Frequently Asked Questions (FAQ)

Q1: What is the difference between pH and pOH?

A1: pH measures the concentration of hydrogen ions (H⁺), indicating acidity. pOH measures the concentration of hydroxide ions (OH⁻), indicating basicity. They are related by the equation pH + pOH = 14 at 25°C.

Q2: Can pH be negative?

A2: Yes, highly concentrated strong acid solutions can have negative pH values. This occurs when the hydrogen ion concentration exceeds 1 M.

Q3: Why is the pH scale logarithmic?

A3: The logarithmic scale compresses a wide range of hydrogen ion concentrations into a manageable scale from 0 to 14, making it easier to represent and compare acidity.

Q4: What is the significance of the pKa value?

A4: The pKa value is a measure of the strength of a weak acid. A lower pKa indicates a stronger acid.

Q5: How do temperature changes affect pH and pOH calculations?
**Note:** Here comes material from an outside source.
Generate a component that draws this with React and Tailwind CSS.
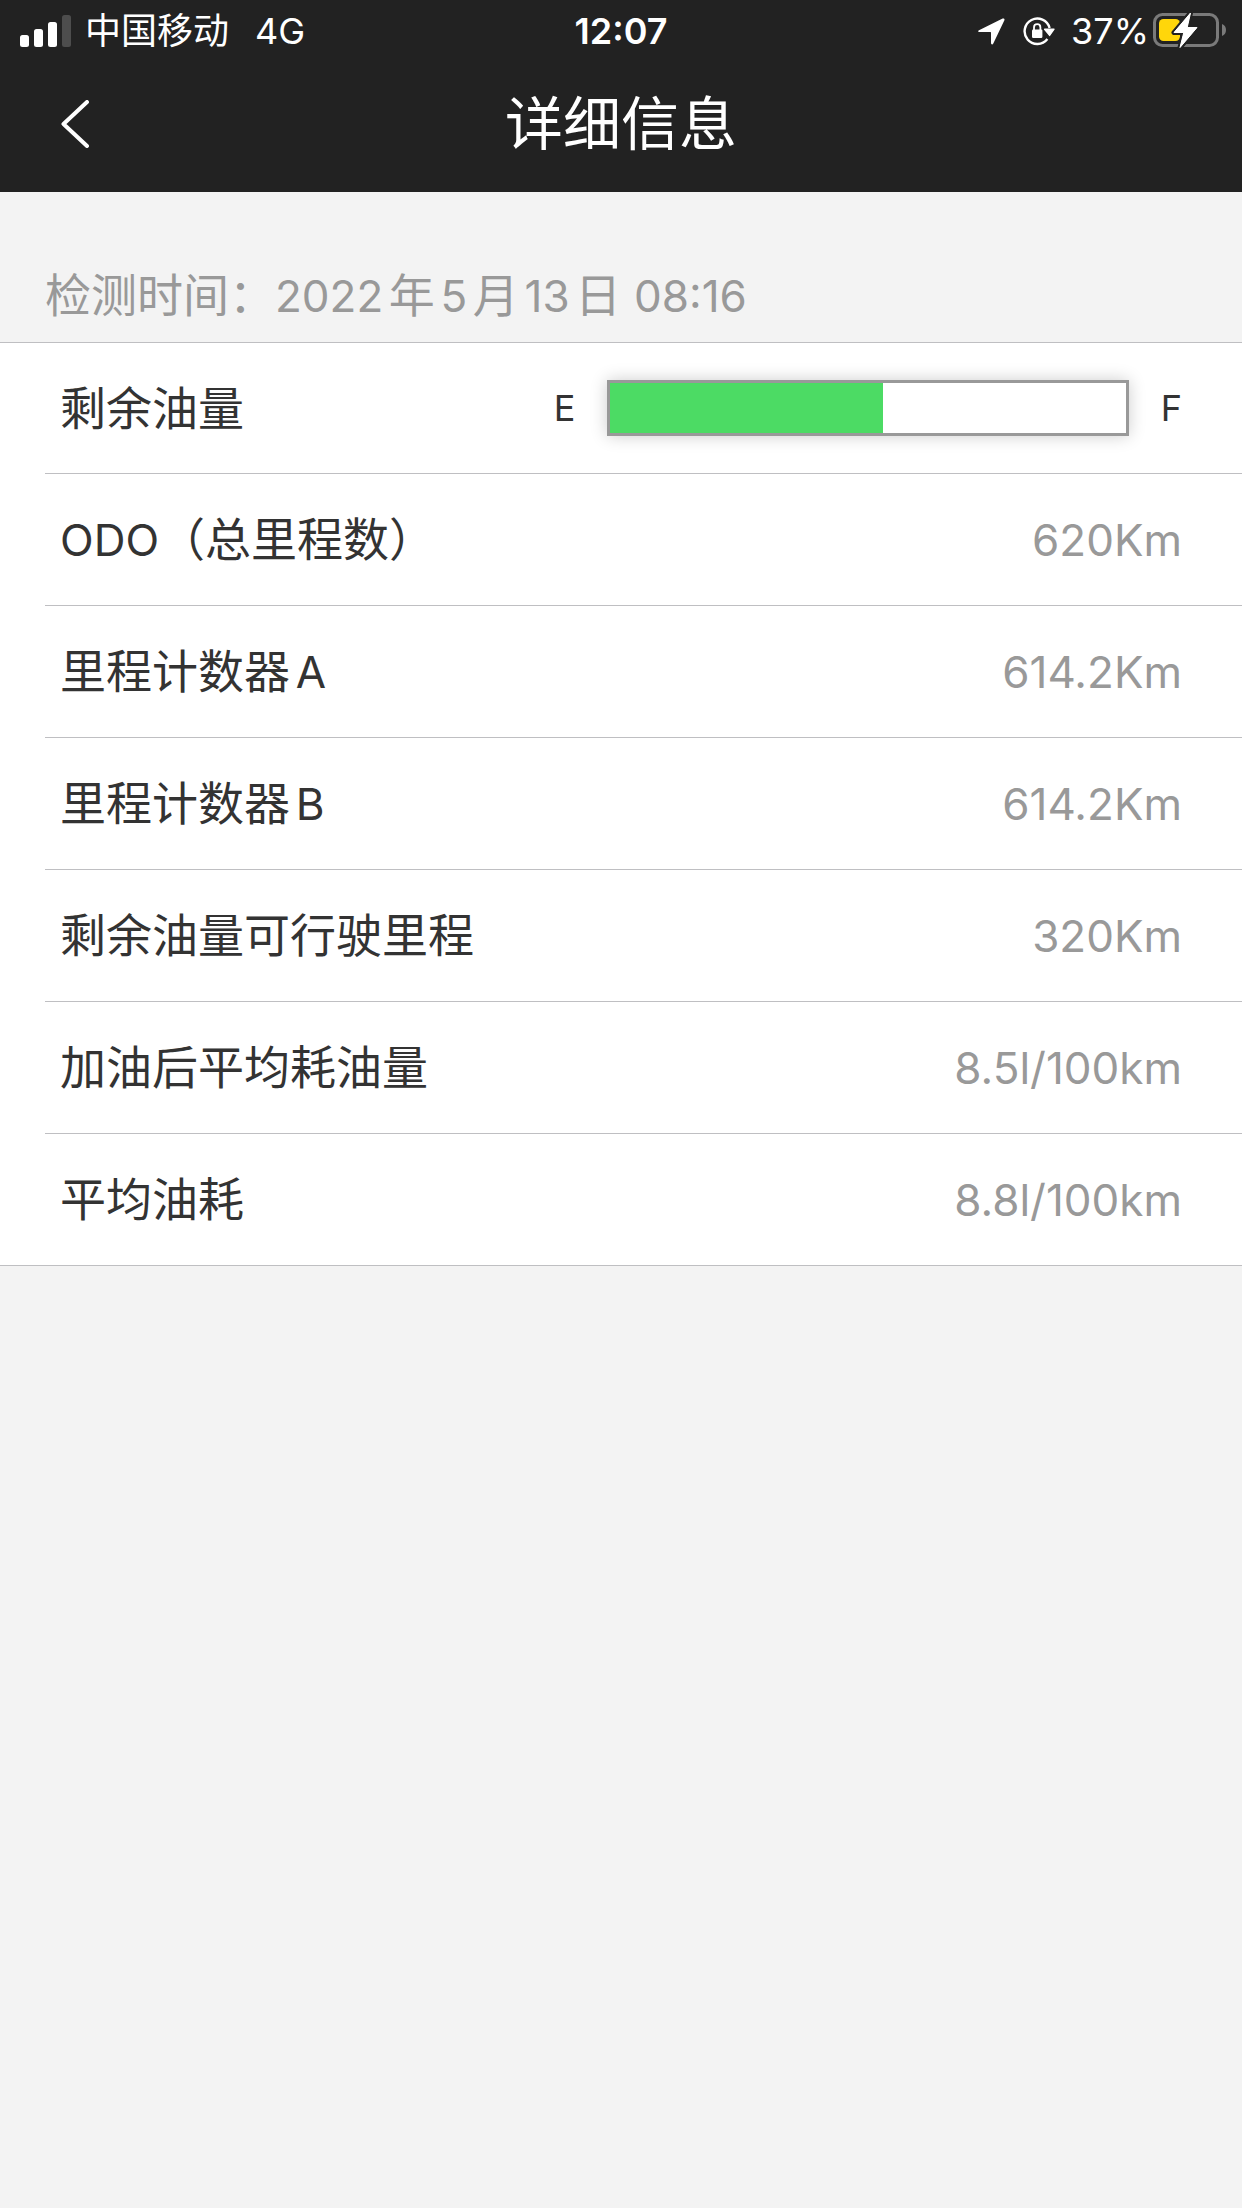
const readings = [
  { prefix: "ODO", label: "（总里程数）", value: "620Km" },
  { label: "里程计数器", suffix: "A", value: "614.2Km" },
  { label: "里程计数器", suffix: "B", value: "614.2Km" },
  { label: "剩余油量可行驶里程", value: "320Km" },
  { label: "加油后平均耗油量", value: "8.5l/100km" },
  { label: "平均油耗", value: "8.8l/100km" },
];

const fuelLevel = 53;

function SignalIcon() {
  return (
    <svg width="51" height="32" viewBox="0 0 51 32" fill="#fff" aria-hidden="true">
      <rect x="0" y="20" width="9" height="12" rx="2.5" />
      <rect x="14" y="14" width="9" height="18" rx="2.5" />
      <rect x="28" y="7" width="9" height="25" rx="2.5" />
      <rect x="42" y="0" width="9" height="32" rx="2.5" fill="#4d4d4d" />
    </svg>
  );
}

function LocationIcon() {
  return (
    <svg width="27" height="27" viewBox="0 0 27 27" fill="#fff" aria-hidden="true">
      <path d="M1 12.2 24.6 0.6c1.3-.6 2.3.4 1.8 1.7L15.3 25.6c-.7 1.4-2.3 1-2.3-.5V14.6c0-.4-.2-.6-.6-.6H1.5C0 14-.4 12.9 1 12.2Z" />
    </svg>
  );
}

function RotationLockIcon() {
  return (
    <svg width="32" height="30" viewBox="0 0 32 30" fill="none" stroke="#fff" aria-hidden="true">
      <path d="M26.6 12A12.7 12.7 0 1 0 24.4 23" strokeWidth="2.4" />
      <path d="M21.6 13.2h9.4L26.6 19.4Z" fill="#fff" strokeWidth="1.4" strokeLinejoin="round" />
      <rect x="9" y="13.5" width="10.4" height="8.5" rx="1.2" fill="#fff" stroke="none" />
      <path d="M11 14v-2.6a3.2 3.2 0 0 1 6.4 0V14" strokeWidth="1.8" />
    </svg>
  );
}

function BatteryIcon() {
  return (
    <svg width="73" height="36" viewBox="0 0 73 36" aria-hidden="true">
      <rect x="1.5" y="1.5" width="63" height="31" rx="8" fill="none" stroke="#7a7a7a" strokeWidth="3" />
      <path d="M69 11c2.6.8 4 3.2 4 6s-1.4 5.2-4 6Z" fill="#7a7a7a" />
      <rect x="6" y="6" width="21" height="22" rx="4.5" fill="#ffd60a" />
      <path
        d="M37.5 0 21 19.5h9.8L27 34.5 44 14.5h-9.8Z"
        fill="#fff"
        stroke="#222"
        strokeWidth="5"
        strokeLinejoin="round"
        paintOrder="stroke"
      />
      <path
        d="M37.5 0 21 19.5h9.8L27 34.5 44 14.5h-9.8Z"
        fill="#fff"
        stroke="#fff"
        strokeWidth="1"
        strokeLinejoin="round"
      />
    </svg>
  );
}

function StatusBar() {
  return (
    <div className="grid h-15.5 grid-cols-[1fr_auto_1fr] items-center px-4 text-4xl leading-none">
      <div className="flex items-center pl-1">
        <SignalIcon />
        <span className="ml-3.5">中国移动</span>
        <span className="ml-6.5">4G</span>
      </div>
      <div className="font-semibold">12:07</div>
      <div className="flex items-center justify-end">
        <LocationIcon />
        <span className="ml-4.5">
          <RotationLockIcon />
        </span>
        <span className="mr-1 ml-4">37%</span>
        <BatteryIcon />
      </div>
    </div>
  );
}

function NavBar() {
  return (
    <div className="grid h-31 grid-cols-[1fr_auto_1fr] items-center px-12">
      <button type="button" aria-label="返回" className="flex h-20 w-20 items-center pl-3">
        <svg width="30" height="48" viewBox="0 0 30 48" fill="none" aria-hidden="true">
          <path d="M27 2 3.5 24l23.5 22" stroke="#fff" strokeWidth="4" strokeLinecap="round" strokeLinejoin="round" />
        </svg>
      </button>
      <h1 className="text-[58px] leading-none">详细信息</h1>
    </div>
  );
}

function Latin({ children }) {
  return <span className="text-[44px] leading-none">{children}</span>;
}

function FuelGauge() {
  return (
    <div className="flex w-[56%] items-center justify-between text-4xl">
      <span>E</span>
      <div
        role="meter"
        aria-label="剩余油量"
        aria-valuemin={0}
        aria-valuemax={100}
        aria-valuenow={fuelLevel}
        className="mx-8 h-14 grow border-3 border-[#999] bg-white shadow-[0_0_16px_rgba(0,0,0,0.2)]"
      >
        <div className="h-full bg-[#4cdb64]" style={{ width: `${fuelLevel}%` }} />
      </div>
      <span>F</span>
    </div>
  );
}

function App() {
  return (
    <div
      lang="zh-CN"
      className="min-h-screen bg-[#f3f3f3] font-['Inter','Noto_Sans_CJK_SC',sans-serif] text-[#333] [text-autospace:normal]"
    >
      <header className="bg-[#222] pb-1.5 text-white">
        <StatusBar />
        <NavBar />
      </header>

      <main>
        <p className="px-[45px] pt-17.5 pb-3.5 text-[46px] leading-[66px] text-[#999]">
          检测时间：<Latin>2022</Latin>年<Latin>5</Latin>月<Latin>13</Latin>日 <Latin>08:16</Latin>
        </p>

        <section className="border-y border-[#bfbfc2] bg-white pl-[45px]">
          <div className="flex h-[131px] items-center justify-between border-b border-[#bfbfc2] pr-15 pl-[15px]">
            <span className="text-[46px]">剩余油量</span>
            <FuelGauge />
          </div>

          <dl className="divide-y divide-[#bfbfc2]">
            {readings.map((item) => (
              <div
                key={item.label + (item.suffix || "")}
                className="flex h-33 items-center justify-between pr-15 pl-[15px] text-[46px] last:h-[131px]"
              >
                <dt>
                  {item.prefix && <Latin>{item.prefix}</Latin>}
                  {item.label}
                  {item.suffix && <Latin>{item.suffix}</Latin>}
                </dt>
                <dd className="text-[44px] text-[#999]">{item.value}</dd>
              </div>
            ))}
          </dl>
        </section>
      </main>
    </div>
  );
}

export default App;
A5: Temperature changes affect the ionization constant of water (Kw), which in turn influences the relationship between pH and pOH. At temperatures other than 25°C, the sum of pH and pOH will deviate slightly from 14.

Conclusion

Mastering pH and pOH calculations is a crucial skill in chemistry. This guide provides a comprehensive overview of the fundamental principles and step-by-step approaches to solving various types of problems. By understanding the relationships between pH, pOH, hydrogen ion concentration, hydroxide ion concentration, and equilibrium constants, you can confidently tackle a wide range of acid-base chemistry problems. Remember to practice regularly, work through various examples, and don't hesitate to seek clarification when needed. With consistent effort, you'll build a solid understanding of these essential concepts. Remember that practice is key! Try working through additional problems from your textbook or other resources to further solidify your understanding.